Recommendation: Ensure the light intensity is at least 110 lux (10 foot candles) at a distance of 75 centimeters (30 inches) above the deck when in use, in walk-in refrigerator units and dry storage areas, and in other areas and rooms during periods of cleaning. Ensure the light intensity is at least 110 lux (10 foot candles) behind and around mounted equipment, including counter-mounted equipment.
Item No.: 36
Site: Galley-
Violation: The light intensity was less than 220 lux at the preparation counter above refrigerator #2.
Recommendation: Ensure the light intensity is at least 220 lux (20 foot candles) on food preparation surfaces, and at a distance of 75 centimeters (30 inches) above the deck in food preparation areas, handwashing facilities, warewashing areas, equipment, and utensil storage, pantries, toilet rooms, and consumer self-service areas.
Item No.: 36
Site: Galley-Room Service
Violation: The light intensity behind the ice machine was less than 110 lux.
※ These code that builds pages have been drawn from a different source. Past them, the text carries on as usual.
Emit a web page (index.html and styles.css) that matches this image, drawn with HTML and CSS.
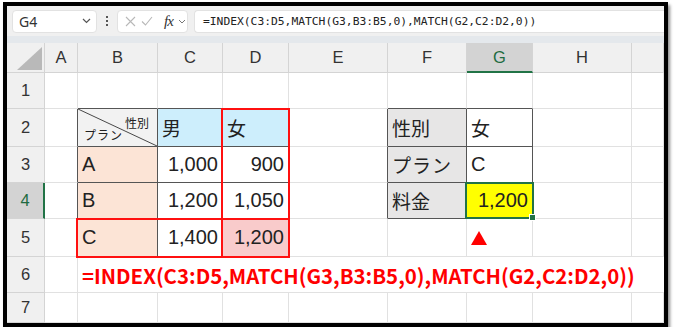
FILE: index.html
```html
<!DOCTYPE html>
<html lang="ja">
<head>
<meta charset="utf-8">
<title>INDEX MATCH</title>
<link rel="stylesheet" href="styles.css">
</head>
<body>
<div class="frame">
  <div class="toolbar">
    <div class="namebox"><span class="name">G4</span><svg class="chev" width="9" height="6" viewBox="0 0 9 6"><path d="M1 1l3.5 3.5L8 1" fill="none" stroke="#555" stroke-width="1.2"/></svg></div>
    <div class="dots"><i></i><i></i><i></i></div>
    <div class="fxbox">
      <svg width="11" height="11" viewBox="0 0 11 11"><path d="M1 1l9 9M10 1l-9 9" stroke="#b8b8b8" stroke-width="1.1"/></svg>
      <svg width="12" height="10" viewBox="0 0 12 10"><path d="M1 5.5l3.5 3.5L11 1" fill="none" stroke="#b8b8b8" stroke-width="1.1"/></svg>
      <span class="fx">fx</span>
      <svg width="8" height="5" viewBox="0 0 8 5"><path d="M1 1l3 3 3-3" fill="none" stroke="#777" stroke-width="1"/></svg>
    </div>
    <div class="formula">=INDEX(C3:D5,MATCH(G3,B3:B5,0),MATCH(G2,C2:D2,0))</div>
  </div>
  <div class="sheet">
    <!-- header row -->
    <div class="hd corner"><span class="tri"></span></div>
    <div class="hd">A</div><div class="hd">B</div><div class="hd">C</div><div class="hd">D</div>
    <div class="hd">E</div><div class="hd">F</div><div class="hd hsel-col">G</div><div class="hd">H</div><div class="hd"></div>
    <!-- row 1 -->
    <div class="hd rh">1</div>
    <div class="c"></div><div class="c bb"></div><div class="c bb"></div><div class="c bb"></div>
    <div class="c"></div><div class="c bb"></div><div class="c bb"></div><div class="c"></div><div class="c"></div>
    <!-- row 2 -->
    <div class="hd rh">2</div>
    <div class="c rb"></div>
    <div class="c rb bb diag"><svg class="dline" viewBox="0 0 80 38" preserveAspectRatio="none"><line x1="0" y1="0" x2="80" y2="38" stroke="#444" stroke-width="1"/></svg><span class="d-top">性別</span><span class="d-bot">プラン</span></div>
    <div class="c rb bb blue jp">男</div>
    <div class="c rb bb blue jp">女</div>
    <div class="c rb"></div>
    <div class="c rb bb grey jp">性別</div>
    <div class="c rb bb jp">女</div>
    <div class="c"></div><div class="c"></div>
    <!-- row 3 -->
    <div class="hd rh">3</div>
    <div class="c rb"></div>
    <div class="c rb bb peach">A</div>
    <div class="c rb bb num">1,000</div>
    <div class="c rb bb num">900</div>
    <div class="c rb"></div>
    <div class="c rb bb grey jp wide">プラン</div>
    <div class="c rb bb">C</div>
    <div class="c"></div><div class="c"></div>
    <!-- row 4 -->
    <div class="hd rh hsel-row">4</div>
    <div class="c rb"></div>
    <div class="c rb bb peach">B</div>
    <div class="c rb bb num">1,200</div>
    <div class="c rb bb num">1,050</div>
    <div class="c rb"></div>
    <div class="c rb bb grey jp">料金</div>
    <div class="c rb bb num yellow">1,200</div>
    <div class="c"></div><div class="c"></div>
    <!-- row 5 -->
    <div class="hd rh">5</div>
    <div class="c rb"></div>
    <div class="c rb bb peach">C</div>
    <div class="c rb bb num">1,400</div>
    <div class="c rb bb num pink">1,200</div>
    <div class="c"></div><div class="c"></div>
    <div class="c arrow-cell"><span class="arrow"></span></div>
    <div class="c"></div><div class="c"></div>
    <!-- row 6 -->
    <div class="hd rh">6</div>
    <div class="c"></div>
    <div class="c big">=INDEX(C3:D5,MATCH(G3,B3:B5,0),MATCH(G2,C2:D2,0))</div>
    <!-- row 7 -->
    <div class="hd rh">7</div>
    <div class="c"></div><div class="c"></div><div class="c"></div><div class="c"></div>
    <div class="c"></div><div class="c"></div><div class="c"></div><div class="c"></div><div class="c"></div>
    <!-- overlays -->
    <div class="redbox col-d"></div>
    <div class="redbox row-5"></div>
    <div class="selbox"><span class="handle"></span></div>
  </div>
</div>
</body>
</html>
```
FILE: styles.css
```css
html, body { margin: 0; padding: 0; background: #fff; }
body { padding: 2px 0 0 3px; }
.frame {
  width: 657px;
  height: 317px;
  border: 4px solid #000;
  box-shadow: 2px 3px 3px rgba(0,0,0,0.45);
  overflow: hidden;
  background: #fff;
  font-family: "Liberation Sans", "Noto Sans CJK JP", sans-serif;
}
.toolbar {
  height: 37px;
  box-sizing: border-box;
  background: #f0f0f0;
  border-bottom: 7px solid #e4e8ec;
  display: flex;
  align-items: center;
  padding: 0 0 0 5px;
}
.namebox {
  width: 85px; height: 23px; box-sizing: border-box;
  background: #fff; border: 1px solid #e2e2e2; border-radius: 4px;
  display: flex; align-items: center; justify-content: space-between;
  padding: 0 5px 0 6px;
}
.name { font-family: "Noto Sans", sans-serif; font-size: 14px; color: #333; }
.dots { width: 20px; display: flex; flex-direction: column; align-items: center; gap: 2px; }
.dots i { display: block; width: 2px; height: 2px; background: #555; }
.fxbox {
  width: 71px; height: 23px; box-sizing: border-box;
  background: #fff; border: 1px solid #e2e2e2; border-radius: 4px;
  display: flex; align-items: center; gap: 5px; padding: 0 0 0 7px;
}
.fx { font-family: "Liberation Serif", serif; font-style: italic; font-size: 15px; color: #333; margin-left: 6px; letter-spacing: -1px; }
.formula {
  flex: 1; height: 23px; margin-left: 6px;
  background: #fff; border: 1px solid #e2e2e2; border-right: 0; border-radius: 4px 0 0 4px;
  box-sizing: border-box; padding-left: 8px;
  font-family: "DejaVu Sans Mono", monospace; font-size: 11.3px; color: #222;
  display: flex; align-items: center;
}
.sheet {
  display: grid;
  grid-template-columns: 38px 33px 80px 65px 66px 99px 79px 66px 99px 1fr;
  grid-template-rows: 30px 36px 38px 36px 36px 38px 36px 1fr;
  position: relative;
  height: 280px;
}
.hd {
  background: #f0f0f0;
  border-right: 1px solid #d4d4d4;
  border-bottom: 1px solid #d4d4d4;
  box-sizing: border-box;
  display: flex; align-items: center; justify-content: center;
  font-size: 16.5px; color: #333;
}
.corner { justify-content: flex-end; align-items: flex-end; padding: 0 2px 2px 0; }
.tri { width: 0; height: 0; border-left: 25px solid transparent; border-bottom: 23px solid #b9b9b9; }
.hsel-col { background: #d3d3d3; color: #1e6b41; border-bottom: 2px solid #217346; }
.hsel-row { background: #d3d3d3; color: #1e6b41; border-right: 2px solid #217346; }
.c {
  border-right: 1px solid #e1e1e1;
  border-bottom: 1px solid #e1e1e1;
  box-sizing: border-box;
  display: flex; align-items: center;
  padding: 0 4px;
  font-size: 20px; color: #222;
  position: relative;
}
.c.rb { border-right-color: #555; }
.c.bb { border-bottom-color: #555; }
.num { justify-content: flex-end; }
.jp { font-family: "Noto Sans CJK JP", sans-serif; font-weight: 400; font-size: 19px; }
.wide { letter-spacing: 1px; }
.blue { background: #cdeefc; }
.peach { background: #fce4d6; }
.pink { background: #f9cbcb; }
.grey { background: #e7e6e6; }
.yellow { background: #ffff00; }
.diag { background: #f2f2f2; font-family: "Noto Sans CJK JP", sans-serif; font-size: 12px; overflow: hidden; }
.dline { position: absolute; left: 0; top: 0; width: 100%; height: 100%; }
.d-top { position: absolute; right: 8px; top: 5px; }
.d-bot { position: absolute; left: 6px; bottom: 3px; letter-spacing: 1px; }
.arrow-cell { align-items: flex-start; padding: 12px 0 0 4px; }
.arrow { width: 0; height: 0; border-left: 8.5px solid transparent; border-right: 8.5px solid transparent; border-bottom: 14px solid #ff0000; }
.big {
  grid-column: 3 / 11;
  grid-row: 7;
  border-right: 0;
  font-family: "Noto Sans CJK JP", sans-serif; font-weight: 700; font-size: 20.4px; color: #ff0000;
  white-space: nowrap;
}
.redbox { position: absolute; top: -1px; left: -2px; right: -1px; bottom: -1px; border: 2px solid #ff1010; z-index: 2; }
.col-d { grid-column: 5 / 6; grid-row: 3 / 7; }
.row-5 { grid-column: 3 / 6; grid-row: 6 / 7; }
.selbox { position: absolute; grid-column: 8 / 9; grid-row: 5 / 6; top: -1px; left: -2px; right: -1px; bottom: 0; border: 2px solid #217346; z-index: 3; }
.handle { position: absolute; right: -4px; bottom: -4px; width: 5px; height: 5px; background: #217346; border: 1px solid #fff; }
```
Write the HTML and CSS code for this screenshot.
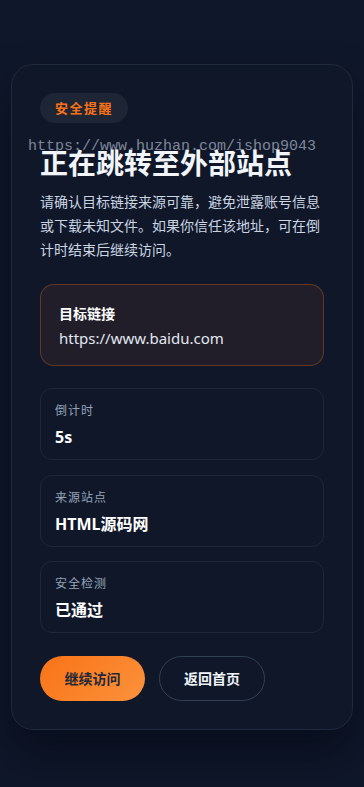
FILE: index.html
```html
<!DOCTYPE html>
<html lang="zh-CN">

<head>
    <meta charset="UTF-8">
    <meta name="viewport" content="width=device-width, initial-scale=1.0">
    <title>安全提醒</title>
    <link rel="stylesheet" href="styles.css">
</head>

<body>
    <div class="page">
        <div class="card">
            <span class="badge">安全提醒</span>
            <h1 class="title">正在跳转至外部站点</h1>
            <p class="desc">请确认目标链接来源可靠，避免泄露账号信息或下载未知文件。如果你信任该地址，可在倒计时结束后继续访问。</p>

            <div class="target">
                <div class="target-label">目标链接</div>
                <div class="target-url">https://www.baidu.com</div>
            </div>

            <div class="info-list">
                <div class="info">
                    <div class="info-label">倒计时</div>
                    <div class="info-value">5s</div>
                </div>
                <div class="info">
                    <div class="info-label">来源站点</div>
                    <div class="info-value">HTML源码网</div>
                </div>
                <div class="info">
                    <div class="info-label">安全检测</div>
                    <div class="info-value">已通过</div>
                </div>
            </div>

            <div class="actions">
                <a class="btn btn-primary" href="#">继续访问</a>
                <a class="btn btn-ghost" href="#">返回首页</a>
            </div>
        </div>
    </div>

    <div class="watermark">https://www.huzhan.com/ishop9043</div>
</body>

</html>
```
FILE: styles.css
```css
/* 页面 */
body {
    margin: 0;
    background: #0f172a;
    font-family: "Noto Sans", "Noto Sans CJK SC", sans-serif;
    color: #f1f5f9;
}

.page {
    padding: 64px 11px 57px;
}

/* 卡片 */
.card {
    background: #0f1729;
    border: 1px solid #1f2a3c;
    border-radius: 22px;
    padding: 28px;
    box-shadow: 0 24px 40px rgba(3, 7, 18, 0.55);
}

.badge {
    display: inline-block;
    height: 30px;
    line-height: 30px;
    padding: 0 15px;
    border-radius: 15px;
    background: #1e2535;
    color: #f97316;
    font-size: 13px;
    font-weight: 700;
    letter-spacing: 1.5px;
}

.title {
    margin: 20px 0 0;
    font-size: 28px;
    line-height: 40px;
    font-weight: 700;
    color: #f1f5f9;
}

.desc {
    margin: 7px 0 0;
    font-size: 14px;
    line-height: 24px;
    color: #cbd5e1;
}

/* 目标链接 */
.target {
    margin-top: 22px;
    padding: 18px 18px 16px;
    border: 1px solid rgba(249, 115, 22, 0.3);
    border-radius: 14px;
    background: #211e2a;
}

.target-label {
    font-size: 14px;
    line-height: 22px;
    font-weight: 700;
    color: #ffffff;
}

.target-url {
    margin-top: 2px;
    font-size: 15px;
    line-height: 22px;
    color: #e2e8f0;
}

/* 信息列表 */
.info-list {
    display: flex;
    flex-direction: column;
    gap: 14.5px;
    margin-top: 22px;
}

.info {
    padding: 12px 14px 10px;
    border: 1px solid #1e283a;
    border-radius: 12px;
}

.info-label {
    font-size: 12px;
    line-height: 20px;
    color: #94a3b8;
    letter-spacing: 1px;
}

.info-value {
    margin-top: 4px;
    font-size: 16px;
    line-height: 24px;
    font-weight: 700;
    color: #ffffff;
}

/* 按钮 */
.actions {
    display: flex;
    gap: 14px;
    margin-top: 23px;
}

.btn {
    display: inline-block;
    height: 45px;
    line-height: 45px;
    padding: 0 24px;
    border-radius: 23px;
    font-size: 14px;
    font-weight: 700;
    text-decoration: none;
    box-sizing: border-box;
    text-align: center;
}

.btn-primary {
    width: 105px;
    background: linear-gradient(135deg, #f97316, #fb923c);
    color: #1f2937;
}

.btn-ghost {
    width: 106px;
    border: 1px solid #334155;
    line-height: 43px;
    color: #f1f5f9;
}

/* 水印 */
.watermark {
    position: absolute;
    top: 138px;
    left: 28px;
    font-family: "Liberation Mono", monospace;
    font-size: 15px;
    color: rgba(203, 213, 225, 0.6);
    pointer-events: none;
}
```
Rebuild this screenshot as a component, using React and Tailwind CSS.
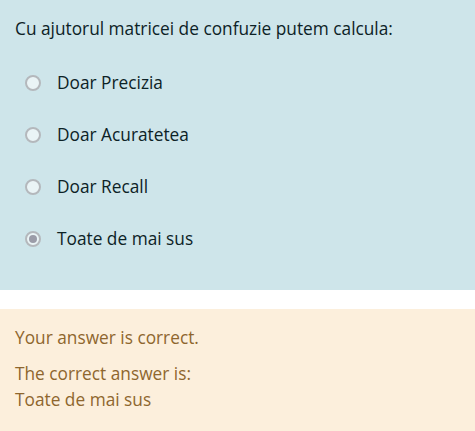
import React from "react";

const options = [
    { label: "Doar Precizia", checked: false },
    { label: "Doar Acuratetea", checked: false },
    { label: "Doar Recall", checked: false },
    { label: "Toate de mai sus", checked: true },
];

const Radio = ({ checked }) => (
    <span className="w-[16px] h-[16px] rounded-full border-2 border-[#b4b8bc] bg-[#eaf4f6] flex items-center justify-center shrink-0">
        {checked && <span className="w-[8px] h-[8px] rounded-full bg-[#9b9ca8]" />}
    </span>
);

const App = () => {
    return (
        <div className="w-[475px] h-[431px] bg-white overflow-hidden font-['Open_Sans',sans-serif] text-[17.3px] leading-[26px]">
            <div className="bg-[#cee5ea] text-[#0c2226] h-[290px] px-[15px] pt-[16px]">
                <div>Cu ajutorul matricei de confuzie putem calcula:</div>
                <div className="mt-[15px] flex flex-col">
                    {options.map((o) => (
                        <label key={o.label} className="h-[52px] flex items-center pl-[10px]">
                            <Radio checked={o.checked} />
                            <span className="ml-[16px]">{o.label}</span>
                        </label>
                    ))}
                </div>
            </div>
            <div className="mt-[19px] bg-[#fcefdc] text-[#8e662e] px-[15px] pt-[16px] pb-[18px]">
                <div>Your answer is correct.</div>
                <div className="mt-[10px]">
                    The correct answer is:
                    <br />
                    Toate de mai sus
                </div>
            </div>
        </div>
    );
};

export default App;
Recommendation: Ensure the light intensity is at least 110 lux (10 foot candles) at a distance of 75 centimeters (30 inches) above the deck when in use, in walk-in refrigerator units and dry storage areas, and in other areas and rooms during periods of cleaning. Ensure the light intensity is at least 110 lux (10 foot candles) behind and around mounted equipment, including counter-mounted equipment.
Item No.: 38
Site: Pantry-Deck 6 Housekeeping Pantry
Violation: A large brush/broom was stored behind the ice machine.
Recommendation: Ensure only articles necessary for the food service operation are stored in food preparation, food storage, and warewashing areas. Ensure maintenance tools such as mops, brooms, and similar items are stored in a designated locker so they do not contaminate food, food-contact surfaces of utensils, and equipment, linens, and single-service and single-use articles.
Item No.: 40
Site: Integrated Pest Management-Training
Violation: There was no training documented for the housekeeping person accepting incoming flowers.
Recommendation: Ensure the IPM Plan includes provisions for logs for active monitoring of pest sightings in operational areas of the vessel. Ensure the IPM plan includes provisions for training of crew members in charge of log completion. Record the time of the active monitoring inspections in the log. Document the training of the pest-control personnel.
Item No.: 40
Site: Integrated Pest Management-Active Monitoring
Violation: There were no records documenting IPM verifications for the engine areas for December and for the housekeeping areas for December and January.
Recommendation: Inspect all food areas at a frequency that can quickly detect the evidence of pests, harborage conditions, cleanliness, and protection of outer openings. In nonfood areas, give reasonable care to conduct inspections for the presence of insects, rodents, and other pests. Inspect the garbage handling areas of the vessel at least weekly for the presence of insects, rodents, and other pests. Maintain the results of these inspections in a log.